Les coupables ne seront pas désignés à la vindicte populaire, pas notre genre de poukaver1. Il n’empêche qu’il faut que ces choses soient dites, le scandale dévoilé : avant-hier soir, samedi 1er décembre, entre deux rounds de manifestation marseillaise agitée, la moitié de la rédaction de CQFD a passé une grosse heure à visionner BFM-TV les yeux écarquillés, comme hypnotisée par les images du Paris insurrectionnel. Pour un canard indépendant fustigeant les médias aux ordres, ça la fout mal. Et pas qu’un peu.

Ce moment d’égarement s’est déroulé au bar de l’Est, petit troquet de Noailles au charme certain (le pastis à 1,5 euro n’y est pas pour rien). La manif contre le logement insalubre et les assassins momifiés de la mairie venait de se terminer devant l’hôtel de ville, dans les lacrymos et le début de furie, quand les coupables ont déboulé pour étancher leur soif.
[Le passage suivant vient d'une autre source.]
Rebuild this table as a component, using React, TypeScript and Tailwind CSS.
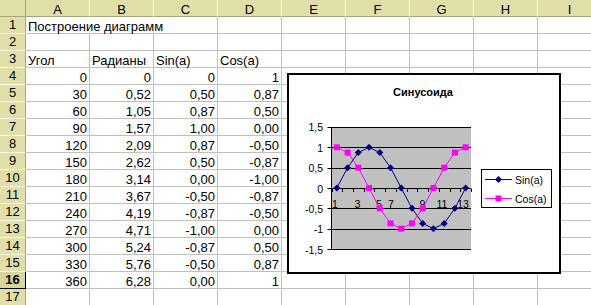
import React from 'react';

const cols = ['A', 'B', 'C', 'D', 'E', 'F', 'G', 'H', 'I'];

const data: string[][] = [
  ['0', '0', '0', '1'],
  ['30', '0,52', '0,50', '0,87'],
  ['60', '1,05', '0,87', '0,50'],
  ['90', '1,57', '1,00', '0,00'],
  ['120', '2,09', '0,87', '-0,50'],
  ['150', '2,62', '0,50', '-0,87'],
  ['180', '3,14', '0,00', '-1,00'],
  ['210', '3,67', '-0,50', '-0,87'],
  ['240', '4,19', '-0,87', '-0,50'],
  ['270', '4,71', '-1,00', '0,00'],
  ['300', '5,24', '-0,87', '0,50'],
  ['330', '5,76', '-0,50', '0,87'],
  ['360', '6,28', '0,00', '1'],
];

const sinVals = [0, 0.5, 0.87, 1, 0.87, 0.5, 0, -0.5, -0.87, -1, -0.87, -0.5, 0];
const cosVals = [1, 0.87, 0.5, 0, -0.5, -0.87, -1, -0.87, -0.5, 0, 0.5, 0.87, 1];

function RowHead({ n, active }: { n: number; active?: boolean }) {
  return (
    <div
      className={
        'w-[26px] shrink-0 flex items-center justify-center leading-[12px] border-b border-r ' +
        (active
          ? 'bg-[#d8d49a] font-bold border-b-black border-r-black'
          : 'bg-[#e1dfa9] border-b-[#f7f6e4] border-r-[#a8a67a]')
      }
    >
      {n}
    </div>
  );
}

function Cell({ text, left, w = 'w-[64px]' }: { text?: string; left?: boolean; w?: string }) {
  return (
    <div
      className={
        w +
        ' shrink-0 flex items-end leading-[12px] whitespace-nowrap border-r border-b border-[#c0c0c0] ' +
        (left ? 'justify-start pl-[2px]' : 'justify-end pr-[2px]')
      }
    >
      {text}
    </div>
  );
}

function Chart() {
  const X0 = 331.5;
  const X1 = 471;
  const CW = (X1 - X0) / 13;
  const Y0 = 188;
  const YS = 40.67;
  const px = (i: number) => X0 + (i + 0.5) * CW;
  const py = (v: number) => Y0 - v * YS;
  const grid = [1.5, 1, 0.5, 0, -0.5, -1, -1.5];
  const yLabels = ['1,5', '1', '0,5', '0', '-0,5', '-1', '-1,5'];
  const xLabels: [string, number][] = [
    ['1', 335],
    ['3', 357.5],
    ['5', 379],
    ['7', 391],
    ['9', 422.5],
    ['11', 442],
    ['13', 463],
  ];
  const font = 'Liberation Sans, Arial, sans-serif';

  return (
    <div className="absolute left-[287px] top-[73px] w-[274px] h-[201px] border-2 border-black bg-white">
      <svg width={270} height={197} viewBox="289 75 270 197" fontFamily={font}>
        <text x={423} y={95.7} fontSize={11} fontWeight="bold" textAnchor="middle">
          Синусоида
        </text>

        <rect x={X0} y={127} width={X1 - X0} height={122} fill="#c0c0c0" />
        {grid.map((v) => (
          <line
            key={v}
            x1={327.5}
            x2={X1}
            y1={Math.round(py(v)) + 0.5}
            y2={Math.round(py(v)) + 0.5}
            stroke="#000"
            strokeWidth={1}
          />
        ))}
        <line x1={X0} x2={X0} y1={127} y2={249.5} stroke="#000" />
        {Array.from({ length: 14 }, (_, k) => (
          <line
            key={k}
            x1={Math.round(X0 + k * CW) + 0.5}
            x2={Math.round(X0 + k * CW) + 0.5}
            y1={188.5}
            y2={192}
            stroke="#000"
          />
        ))}

        {grid.map((v, i) => (
          <text key={v} x={323} y={py(v) + 4.5} fontSize={10.5} textAnchor="end">
            {yLabels[i]}
          </text>
        ))}
        {xLabels.map(([t, x]) => (
          <text key={t} x={x} y={207.5} fontSize={10.5} textAnchor="middle">
            {t}
          </text>
        ))}

        <polyline
          points={sinVals.map((v, i) => `${px(i)},${py(v)}`).join(' ')}
          fill="none"
          stroke="#000080"
          strokeWidth={1}
        />
        {sinVals.map((v, i) => {
          const x = px(i);
          const y = py(v);
          return (
            <polygon
              key={i}
              points={`${x},${y - 3.5} ${x + 3.5},${y} ${x},${y + 3.5} ${x - 3.5},${y}`}
              fill="#000080"
            />
          );
        })}

        <polyline
          points={cosVals.map((v, i) => `${px(i)},${py(v)}`).join(' ')}
          fill="none"
          stroke="#ff00ff"
          strokeWidth={1}
        />
        {cosVals.map((v, i) => (
          <rect key={i} x={px(i) - 3} y={py(v) - 3} width={6} height={6} fill="#ff00ff" />
        ))}

        <rect x={481.5} y={169.5} width={70} height={38} fill="#fff" stroke="#000" />
        <line x1={485} x2={512} y1={179.5} y2={179.5} stroke="#000080" />
        <polygon points="498.5,176 502,179.5 498.5,183 495,179.5" fill="#000080" />
        <text x={515} y={183.5} fontSize={10.5}>
          Sin(a)
        </text>
        <line x1={485} x2={512} y1={198.5} y2={198.5} stroke="#ff00ff" />
        <rect x={495.5} y={195.5} width={6} height={6} fill="#ff00ff" />
        <text x={515} y={202.5} fontSize={10.5}>
          Cos(a)
        </text>
      </svg>
    </div>
  );
}

export default function App() {
  return (
    <div className="relative w-[591px] h-[305px] overflow-hidden bg-white text-black text-[13px] font-['Liberation_Sans',Arial,sans-serif]">
      {/* column headers */}
      <div className="flex h-[17px]">
        <div className="w-[26px] shrink-0 bg-[#e1dfa9] border-r border-b border-[#a8a67a]" />
        {cols.map((c) => (
          <div
            key={c}
            className="w-[64px] shrink-0 flex items-end justify-center leading-[12px] bg-[#e1dfa9] border-r border-r-[#f7f6e4] border-b border-b-[#a8a67a]"
          >
            {c}
          </div>
        ))}
      </div>

      {/* row 1 */}
      <div className="flex h-[17px]">
        <RowHead n={1} />
        <Cell text="Построение диаграмм" left w="w-[192px]" />
        {cols.slice(3).map((c) => (
          <Cell key={c} />
        ))}
      </div>

      {/* row 2 */}
      <div className="flex h-[17px]">
        <RowHead n={2} />
        {cols.map((c) => (
          <Cell key={c} />
        ))}
      </div>

      {/* row 3 */}
      <div className="flex h-[17px]">
        <RowHead n={3} />
        {['Угол', 'Радианы', 'Sin(a)', 'Cos(a)'].map((t) => (
          <Cell key={t} text={t} left />
        ))}
        {cols.slice(4).map((c) => (
          <Cell key={c} />
        ))}
      </div>

      {data.map((r, i) => (
        <div key={i} className="flex h-[17px]">
          <RowHead n={i + 4} active={i + 4 === 16} />
          {r.map((t, j) => (
            <Cell key={j} text={t} />
          ))}
          {cols.slice(4).map((c) => (
            <Cell key={c} />
          ))}
        </div>
      ))}

      {/* row 17 */}
      <div className="flex h-[17px]">
        <RowHead n={17} />
        {cols.map((c) => (
          <Cell key={c} />
        ))}
      </div>

      <Chart />
    </div>
  );
}
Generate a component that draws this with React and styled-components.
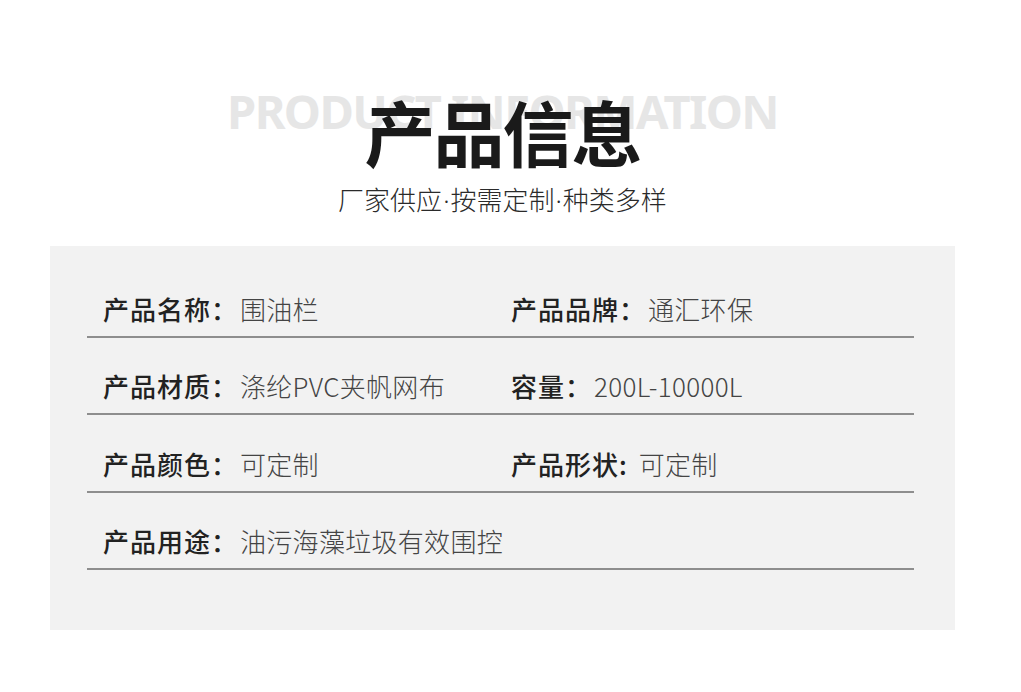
import React from "react";
import styled, { createGlobalStyle } from "styled-components";

const GlobalStyle = createGlobalStyle`
  body {
    margin: 0;
    background: #ffffff;
    font-family: "Noto Sans CJK SC", "Noto Sans", sans-serif;
  }
`;

const specs = [
  [
    { label: "产品名称：", value: "围油栏" },
    { label: "产品品牌：", value: "通汇环保" },
  ],
  [
    { label: "产品材质：", value: "涤纶PVC夹帆网布" },
    { label: "容量：", value: "200L-10000L" },
  ],
  [
    { label: "产品颜色：", value: "可定制" },
    { label: "产品形状:", value: "可定制", tight: true },
  ],
  [{ label: "产品用途：", value: "油污海藻垃圾有效围控" }],
];

const App = () => {
  return (
    <Page>
      <GlobalStyle />
      <Header>
        <Watermark>PRODUCT INFORMATION</Watermark>
        <Title>产品信息</Title>
        <Subtitle>
          厂家供应<Dot>·</Dot>按需定制<Dot>·</Dot>种类多样
        </Subtitle>
      </Header>
      <Panel>
        {specs.map((row, i) => (
          <Row key={i}>
            {row.map((item) => (
              <Cell key={item.label}>
                <Label>{item.label}</Label>
                <Value tight={item.tight ? 1 : 0}>{item.value}</Value>
              </Cell>
            ))}
          </Row>
        ))}
      </Panel>
    </Page>
  );
};

export default App;

const Page = styled.div`
  width: 1021px;
  height: 692px;
  overflow: hidden;
`;

const Header = styled.div`
  position: relative;
  display: flex;
  flex-direction: column;
  align-items: center;
  width: 1005px;
  padding-top: 90px;
`;

const Watermark = styled.div`
  position: absolute;
  top: 81px;
  left: 0;
  right: 0;
  text-align: center;
  font-family: "Noto Sans", "Open Sans", sans-serif;
  font-weight: 700;
  font-size: 47px;
  line-height: 60px;
  letter-spacing: -1.6px;
  color: #e6e6e6;
  white-space: nowrap;
`;

const Title = styled.h1`
  position: relative;
  margin: 0;
  font-family: "Noto Sans CJK SC", sans-serif;
  font-weight: 700;
  font-size: 71px;
  line-height: 80px;
  letter-spacing: -2px;
  color: #1a1a1a;
`;

const Subtitle = styled.div`
  margin-top: 12px;
  font-family: "Noto Sans CJK SC", sans-serif;
  font-weight: 300;
  font-size: 26px;
  line-height: 34px;
  color: #2a2a2a;
`;

const Dot = styled.span`
  font-family: "Noto Sans", sans-serif;
  margin: 0 1px;
`;

const Panel = styled.div`
  box-sizing: border-box;
  width: 905px;
  height: 384px;
  margin: 29px 0 0 50px;
  padding: 14px 41px 0 37px;
  background: #f2f2f2;
`;

const Row = styled.div`
  display: grid;
  grid-template-columns: 408px 1fr;
  align-items: end;
  box-sizing: border-box;
  height: 77.5px;
  padding: 0 0 11px 16px;
  border-bottom: 2px solid #8e8e8e;
`;

const Cell = styled.div`
  display: flex;
  align-items: baseline;
  white-space: nowrap;
`;

const Label = styled.span`
  font-weight: 500;
  font-size: 26px;
  line-height: 32px;
  color: #222222;
  letter-spacing: 1px;
`;

const Value = styled.span`
  margin-left: ${(p) => (p.tight ? "11px" : "2px")};
  font-weight: 300;
  font-size: 26px;
  line-height: 32px;
  color: #444444;
  letter-spacing: 0.3px;
`;
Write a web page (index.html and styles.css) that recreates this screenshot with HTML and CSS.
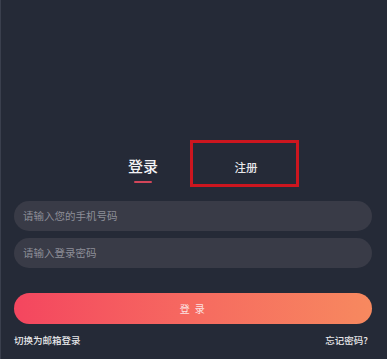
FILE: index.html
```html
<!DOCTYPE html>
<html lang="zh">
<head>
<meta charset="utf-8">
<link rel="stylesheet" href="styles.css">
</head>
<body>
<div class="page">
  <div class="tabs">
    <div class="tab tab-active">
      <span class="tab-label">登录</span>
      <span class="tab-line"></span>
    </div>
    <div class="tab tab-marked">
      <span class="tab-label-small">注册</span>
    </div>
  </div>
  <div class="form">
    <div class="field">请输入您的手机号码</div>
    <div class="field">请输入登录密码</div>
    <div class="btn">登 录</div>
    <div class="links">
      <span>切换为邮箱登录</span>
      <span>忘记密码?</span>
    </div>
  </div>
</div>
</body>
</html>
```

FILE: styles.css
```css
* { box-sizing: border-box; }
html, body {
  margin: 0;
  padding: 0;
  background: #252a37;
  font-family: "Noto Sans CJK SC", "Noto Sans", sans-serif;
}
body { width: 387px; height: 359px; overflow: hidden; }
.page {
  height: 359px;
  padding: 140px 15px 0 13px;
  border-left: 1px solid #3a3f4d;
}
.tabs {
  display: flex;
  align-items: flex-start;
  padding-left: 114px;
}
.tab-active {
  display: flex;
  flex-direction: column;
  align-items: center;
  margin-top: 17px;
  width: 30px;
}
.tab-label {
  color: #f2f2f4;
  font-size: 15px;
  font-weight: 500;
  line-height: 17px;
}
.tab-line {
  margin-top: 7px;
  width: 18px;
  height: 2px;
  background: #d2465a;
  border-radius: 1px;
}
.tab-marked {
  margin-left: 32px;
  width: 109px;
  height: 47px;
  border: 3px solid #cc161f;
  display: flex;
  align-items: center;
  justify-content: center;
  padding-top: 6px;
  padding-left: 3px;
}
.tab-label-small {
  color: #e8e8ec;
  font-size: 11.5px;
  font-weight: 500;
  line-height: 14px;
}
.form {
  margin-top: 14px;
  display: flex;
  flex-direction: column;
}
.field {
  height: 30px;
  border-radius: 15px;
  background: #393b47;
  color: #8d8e98;
  font-size: 10.5px;
  line-height: 30px;
  padding-left: 9px;
}
.field + .field { margin-top: 7px; }
.btn {
  margin-top: 25px;
  height: 31px;
  border-radius: 15.5px;
  background: linear-gradient(90deg, #f4465f 0%, #f66a60 50%, #f7895f 100%);
  color: #fbe3e3;
  font-size: 10px;
  line-height: 31px;
  text-align: center;
  letter-spacing: 1.5px;
}
.links {
  margin-top: 10px;
  display: flex;
  justify-content: space-between;
  color: #e8e8ea;
  font-size: 9.5px;
  font-weight: 500;
  line-height: 12px;
  padding-right: 4px;
}
```
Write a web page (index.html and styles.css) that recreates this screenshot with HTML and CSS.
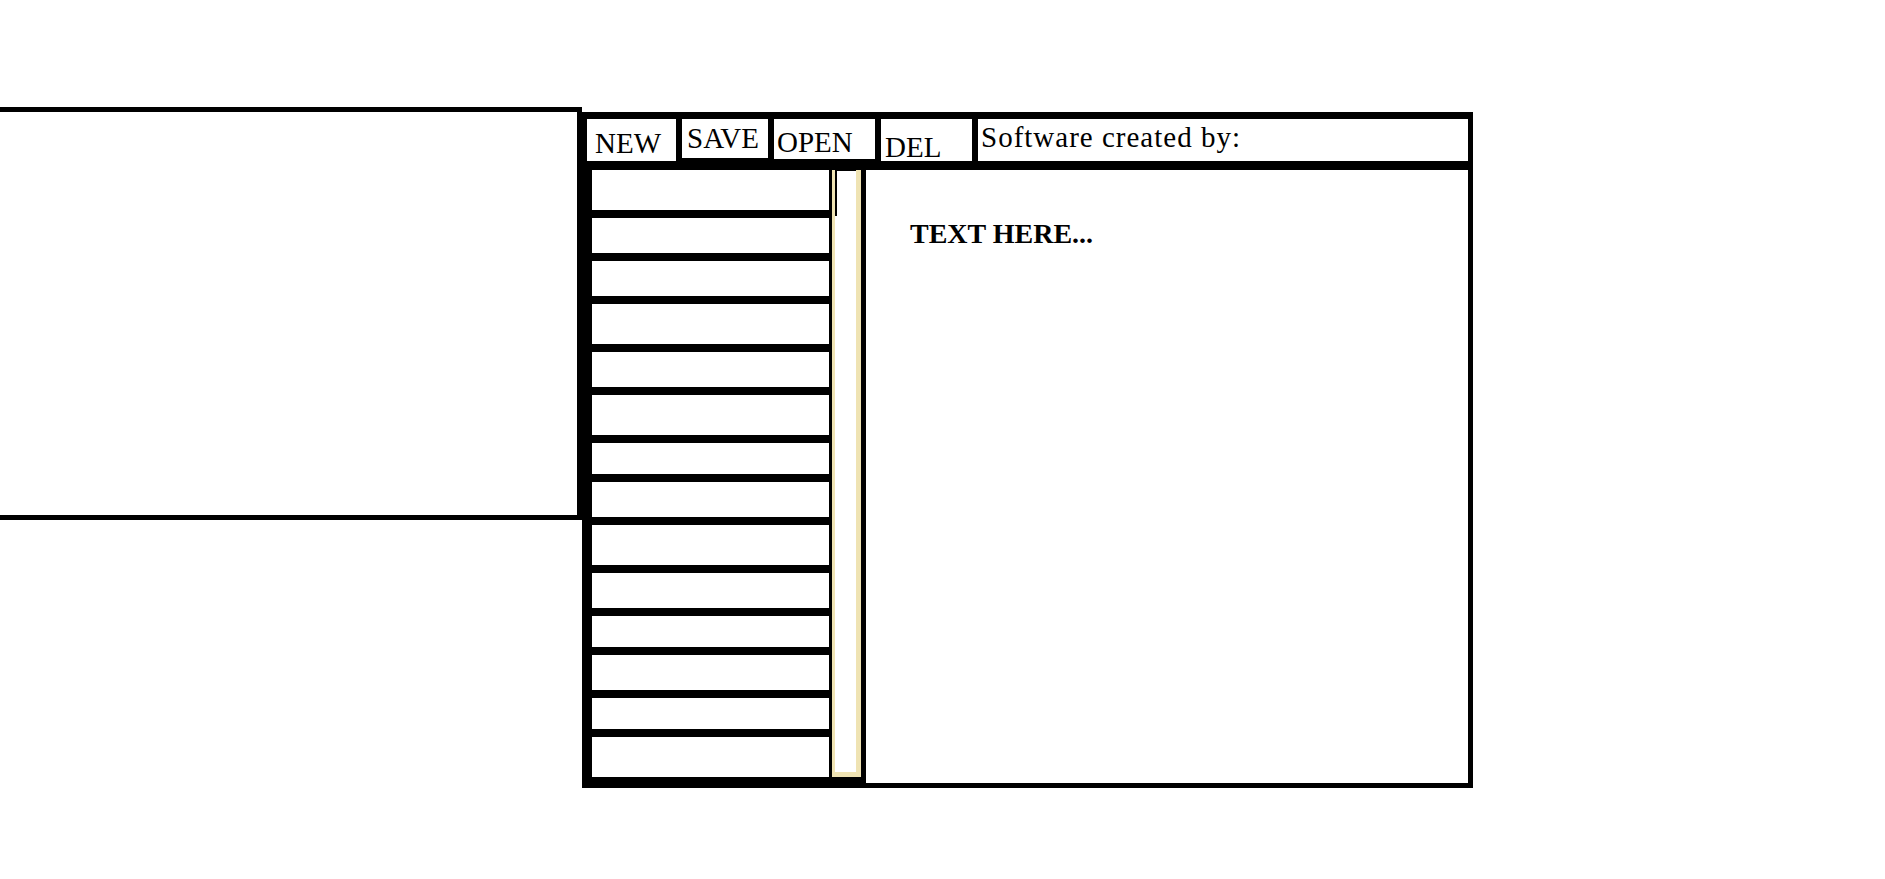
FILE: index.html
```html
<!DOCTYPE html>
<html lang="en">
<head>
  <meta charset="UTF-8" />
  <meta name="viewport" content="width=device-width, initial-scale=1.0"/>
  <title>Notes</title>
  <link rel="stylesheet" href="styles.css">
</head>
<body>
  <div class="page">
    <div class="side-panel"></div>

    <div class="window">
      <div class="toolbar">
        <div class="tool tool-new">NEW</div>
        <div class="tool tool-save">SAVE</div>
        <div class="tool tool-open">OPEN</div>
        <div class="tool tool-del">DEL</div>
        <div class="credits">Software created by:</div>
      </div>

      <div class="workspace">
        <div class="file-list">
          <div class="files">
            <div class="file file-l"></div>
            <div class="file file-m"></div>
            <div class="file file-m"></div>
            <div class="file file-l"></div>
            <div class="file file-m"></div>
            <div class="file file-l"></div>
            <div class="file file-s"></div>
            <div class="file file-m"></div>
            <div class="file file-l"></div>
            <div class="file file-m"></div>
            <div class="file file-s"></div>
            <div class="file file-m"></div>
            <div class="file file-s"></div>
            <div class="file file-last"></div>
          </div>
          <div class="scrollbar">
            <div class="thumb"></div>
          </div>
        </div>

        <div class="editor">
          <p class="editor-text">TEXT HERE...</p>
        </div>
      </div>
    </div>
  </div>
</body>
</html>
```

FILE: styles.css
```css
* {
  box-sizing: border-box;
}

body {
  margin: 0;
  padding: 0;
  background: #fff;
  color: #000;
  font-family: 'Liberation Serif', 'Times New Roman', serif;
}

.page {
  display: flex;
  align-items: flex-start;
  padding-top: 107px;
}

/* empty panel on the left */
.side-panel {
  width: 582px;
  height: 413px;
  border-top: 5px solid #000;
  border-bottom: 5px solid #000;
  border-right: 5px solid #000;
}

.window {
  width: 891px;
  height: 676px;
  margin-top: 5px;
  border: 5px solid #000;
  display: flex;
  flex-direction: column;
}

/* top buttons */
.toolbar {
  display: flex;
  align-items: flex-start;
  gap: 6px;
  height: 53px;
  padding-top: 2px;
  background: #000;
}

.tool,
.credits {
  background: #fff;
  height: 42px;
  font-size: 29px;
  line-height: 1;
  white-space: nowrap;
}

.tool-new {
  width: 89px;
  padding: 10px 0 0 8px;
}

.tool-save {
  width: 86px;
  height: 39px;
  padding: 5px 0 0 5px;
}

.tool-open {
  width: 101px;
  height: 40px;
  padding: 9px 0 0 3px;
}

.tool-del {
  width: 91px;
  padding: 14px 0 0 4px;
}

.credits {
  flex: 1;
  padding: 4px 0 0 3px;
  letter-spacing: 1px;
}

.workspace {
  flex: 1;
  display: flex;
}

/* file list + its scrollbar */
.file-list {
  display: flex;
  background: #000;
  padding-bottom: 6px;
}

.files {
  width: 245px;
  display: flex;
  flex-direction: column;
  gap: 8px;
  padding: 0 3px 0 5px;
}

.file {
  background: #fff;
}

.file-l {
  height: 40px;
}

.file-m {
  height: 35px;
}

.file-s {
  height: 31px;
}

.file-last {
  flex: 1;
}

.scrollbar {
  width: 29px;
  background: #fff;
  border-left: 3px solid #efe3b3;
  border-right: 5px solid #efe3b3;
  border-bottom: 5px solid #efe3b3;
}

.thumb {
  height: 46px;
  border-top: 1px solid #000;
  border-left: 2px solid #000;
}

.editor {
  flex: 1;
  background: #fff;
  border-left: 5px solid #000;
  padding: 48px 0 0 44px;
}

.editor-text {
  margin: 0;
  font-size: 28px;
  font-weight: bold;
  line-height: 31px;
}
```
En fond sonore, un vieux disque de dance des années 1990 – This is the rhythm of the night, de Corona. Et dans un coin, en hauteur, un grand écran de télévision, le son coupé, branché sur BFM. 

Après quelques chorégraphies assurément déhanchées (Alèssi, nos respects, quel groove !), ils et elles ont pris place sur les tabourets du comptoir. Et là, le drame : leurs regards ont convergé en bloc vers l’écran squatté par la chaîne honnie où se jouait, entre Paris et Marseille, une sorte de clasico insurrectionnel (victoire du PSG). Pis encore : ils y sont restés collés, comme des énarques à un ministre du Budget. Oubliée la haine des journaflics. Oubliés les discours sur la télé-poubelle. Ne restait plus qu’une soif d’images choc, une chute sans fin dans le riot-porn grand public. La hchouma.

Pour leurs amis et admirateurs, le choc fut rude. Certains ont tenté de les éloigner des honteuses images. Peine perdue, ils persistaient dans l’infamie. Pour qu’ils réagissent, il a fallu qu’une odeur de gaz lacrymo s’infiltre à l’intérieur du bar, signe que dehors la manif s’amplifiait. L’un d’eux s’est étonné : « Ils ont inventé la télé avec effet olfactif ? » Et puis ils ont capté. Dans un bel envol, ils ont couru humer la révolution en piaillant.

Le lendemain, en comparution immédiate, le tribunal populaire du Chien rouge a tranché. Les fautifs sont condamnés à écouter en boucle « The Revolution will not be televised », du grand Gil Scott-Heron, aux paroles si acérées : « Tu ne pourras pas rester calfeutré à la maison, frangin / Tu ne pourras pas te défoncer, allumer le poste et t’échapper / Tu ne pourras pas te perdre dans la dope / Aller chercher des bières pendant les pubs / Parce que la révolution ne sera pas télévisée. »


1 De plus les entourages respectifs de Bruno, Micka, Clair, Tiphaine, Iffik, Sam ou Cécile le prendraient très mal.